Aim:
All records must be quoted exactly. Omit the pictures.
[Start Data in this exercise]
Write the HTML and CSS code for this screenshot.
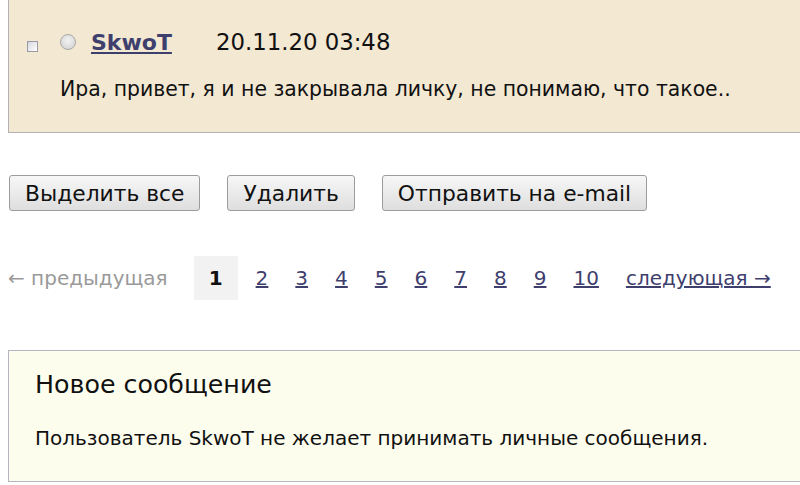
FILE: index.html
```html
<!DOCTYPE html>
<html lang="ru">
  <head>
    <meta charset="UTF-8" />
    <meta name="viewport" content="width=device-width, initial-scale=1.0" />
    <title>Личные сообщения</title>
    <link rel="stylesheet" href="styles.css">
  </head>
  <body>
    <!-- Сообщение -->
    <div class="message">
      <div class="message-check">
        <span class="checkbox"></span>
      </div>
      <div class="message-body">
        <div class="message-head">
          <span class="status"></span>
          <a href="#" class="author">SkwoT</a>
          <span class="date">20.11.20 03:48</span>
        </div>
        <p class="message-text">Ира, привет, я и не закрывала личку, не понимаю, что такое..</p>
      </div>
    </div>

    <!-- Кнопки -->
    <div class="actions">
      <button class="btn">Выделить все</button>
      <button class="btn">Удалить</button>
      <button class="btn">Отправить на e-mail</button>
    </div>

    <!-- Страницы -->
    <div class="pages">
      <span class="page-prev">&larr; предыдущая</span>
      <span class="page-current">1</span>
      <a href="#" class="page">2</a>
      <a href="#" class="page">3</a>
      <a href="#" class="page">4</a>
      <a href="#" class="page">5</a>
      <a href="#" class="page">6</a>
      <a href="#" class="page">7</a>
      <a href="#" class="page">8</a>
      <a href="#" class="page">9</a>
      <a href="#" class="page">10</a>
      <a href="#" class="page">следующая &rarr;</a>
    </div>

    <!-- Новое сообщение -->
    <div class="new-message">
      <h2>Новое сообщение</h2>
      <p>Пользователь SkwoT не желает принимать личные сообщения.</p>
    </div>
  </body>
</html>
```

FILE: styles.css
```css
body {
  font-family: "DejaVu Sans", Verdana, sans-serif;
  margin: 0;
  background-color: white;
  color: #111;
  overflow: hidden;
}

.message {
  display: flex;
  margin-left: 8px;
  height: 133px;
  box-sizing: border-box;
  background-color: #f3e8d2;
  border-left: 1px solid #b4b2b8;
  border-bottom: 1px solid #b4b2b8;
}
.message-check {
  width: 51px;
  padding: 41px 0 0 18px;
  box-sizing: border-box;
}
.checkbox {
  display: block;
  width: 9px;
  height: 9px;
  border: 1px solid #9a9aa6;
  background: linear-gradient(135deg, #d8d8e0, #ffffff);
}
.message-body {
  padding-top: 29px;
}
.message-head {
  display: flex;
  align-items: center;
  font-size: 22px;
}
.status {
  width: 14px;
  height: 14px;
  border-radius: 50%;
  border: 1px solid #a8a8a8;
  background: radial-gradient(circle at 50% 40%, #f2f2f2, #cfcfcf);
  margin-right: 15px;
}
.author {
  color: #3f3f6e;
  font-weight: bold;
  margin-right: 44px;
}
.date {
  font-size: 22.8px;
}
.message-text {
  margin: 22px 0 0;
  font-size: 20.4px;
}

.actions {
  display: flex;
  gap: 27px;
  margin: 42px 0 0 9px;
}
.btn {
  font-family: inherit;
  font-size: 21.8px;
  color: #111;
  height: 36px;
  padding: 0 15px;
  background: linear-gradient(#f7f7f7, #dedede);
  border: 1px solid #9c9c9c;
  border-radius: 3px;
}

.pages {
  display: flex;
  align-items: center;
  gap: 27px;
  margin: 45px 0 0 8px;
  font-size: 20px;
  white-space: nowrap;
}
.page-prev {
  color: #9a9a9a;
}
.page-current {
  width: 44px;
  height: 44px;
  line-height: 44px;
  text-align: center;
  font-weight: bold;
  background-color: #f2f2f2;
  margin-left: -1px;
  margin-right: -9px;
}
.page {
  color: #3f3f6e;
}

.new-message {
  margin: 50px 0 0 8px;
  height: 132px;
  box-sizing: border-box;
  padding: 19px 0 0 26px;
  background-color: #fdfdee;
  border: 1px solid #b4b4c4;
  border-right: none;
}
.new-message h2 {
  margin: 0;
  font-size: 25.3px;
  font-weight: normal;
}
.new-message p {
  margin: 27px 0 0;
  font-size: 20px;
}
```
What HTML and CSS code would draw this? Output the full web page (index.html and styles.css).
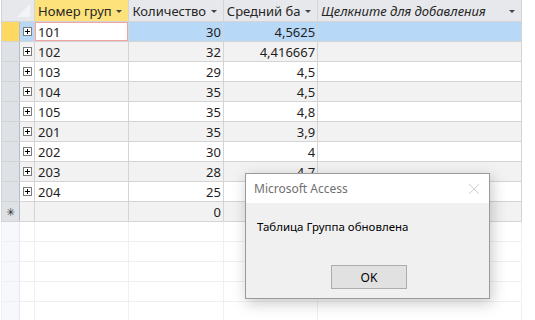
[End Data in this exercise]
Answer in full:
Write the HTML and CSS code for this screenshot.
FILE: index.html
```html
<!DOCTYPE html>
<html lang="ru">
  <head>
    <meta charset="UTF-8" />
    <meta name="viewport" content="width=device-width, initial-scale=1.0" />
    <title>Личные сообщения</title>
    <link rel="stylesheet" href="styles.css">
  </head>
  <body>
    <!-- Сообщение -->
    <div class="message">
      <div class="message-check">
        <span class="checkbox"></span>
      </div>
      <div class="message-body">
        <div class="message-head">
          <span class="status"></span>
          <a href="#" class="author">SkwoT</a>
          <span class="date">20.11.20 03:48</span>
        </div>
        <p class="message-text">Ира, привет, я и не закрывала личку, не понимаю, что такое..</p>
      </div>
    </div>

    <!-- Кнопки -->
    <div class="actions">
      <button class="btn">Выделить все</button>
      <button class="btn">Удалить</button>
      <button class="btn">Отправить на e-mail</button>
    </div>

    <!-- Страницы -->
    <div class="pages">
      <span class="page-prev">&larr; предыдущая</span>
      <span class="page-current">1</span>
      <a href="#" class="page">2</a>
      <a href="#" class="page">3</a>
      <a href="#" class="page">4</a>
      <a href="#" class="page">5</a>
      <a href="#" class="page">6</a>
      <a href="#" class="page">7</a>
      <a href="#" class="page">8</a>
      <a href="#" class="page">9</a>
      <a href="#" class="page">10</a>
      <a href="#" class="page">следующая &rarr;</a>
    </div>

    <!-- Новое сообщение -->
    <div class="new-message">
      <h2>Новое сообщение</h2>
      <p>Пользователь SkwoT не желает принимать личные сообщения.</p>
    </div>
  </body>
</html>
```

FILE: styles.css
```css
body {
  font-family: "DejaVu Sans", Verdana, sans-serif;
  margin: 0;
  background-color: white;
  color: #111;
  overflow: hidden;
}

.message {
  display: flex;
  margin-left: 8px;
  height: 133px;
  box-sizing: border-box;
  background-color: #f3e8d2;
  border-left: 1px solid #b4b2b8;
  border-bottom: 1px solid #b4b2b8;
}
.message-check {
  width: 51px;
  padding: 41px 0 0 18px;
  box-sizing: border-box;
}
.checkbox {
  display: block;
  width: 9px;
  height: 9px;
  border: 1px solid #9a9aa6;
  background: linear-gradient(135deg, #d8d8e0, #ffffff);
}
.message-body {
  padding-top: 29px;
}
.message-head {
  display: flex;
  align-items: center;
  font-size: 22px;
}
.status {
  width: 14px;
  height: 14px;
  border-radius: 50%;
  border: 1px solid #a8a8a8;
  background: radial-gradient(circle at 50% 40%, #f2f2f2, #cfcfcf);
  margin-right: 15px;
}
.author {
  color: #3f3f6e;
  font-weight: bold;
  margin-right: 44px;
}
.date {
  font-size: 22.8px;
}
.message-text {
  margin: 22px 0 0;
  font-size: 20.4px;
}

.actions {
  display: flex;
  gap: 27px;
  margin: 42px 0 0 9px;
}
.btn {
  font-family: inherit;
  font-size: 21.8px;
  color: #111;
  height: 36px;
  padding: 0 15px;
  background: linear-gradient(#f7f7f7, #dedede);
  border: 1px solid #9c9c9c;
  border-radius: 3px;
}

.pages {
  display: flex;
  align-items: center;
  gap: 27px;
  margin: 45px 0 0 8px;
  font-size: 20px;
  white-space: nowrap;
}
.page-prev {
  color: #9a9a9a;
}
.page-current {
  width: 44px;
  height: 44px;
  line-height: 44px;
  text-align: center;
  font-weight: bold;
  background-color: #f2f2f2;
  margin-left: -1px;
  margin-right: -9px;
}
.page {
  color: #3f3f6e;
}

.new-message {
  margin: 50px 0 0 8px;
  height: 132px;
  box-sizing: border-box;
  padding: 19px 0 0 26px;
  background-color: #fdfdee;
  border: 1px solid #b4b4c4;
  border-right: none;
}
.new-message h2 {
  margin: 0;
  font-size: 25.3px;
  font-weight: normal;
}
.new-message p {
  margin: 27px 0 0;
  font-size: 20px;
}
```
What HTML and CSS code would draw this? Output the full web page (index.html and styles.css).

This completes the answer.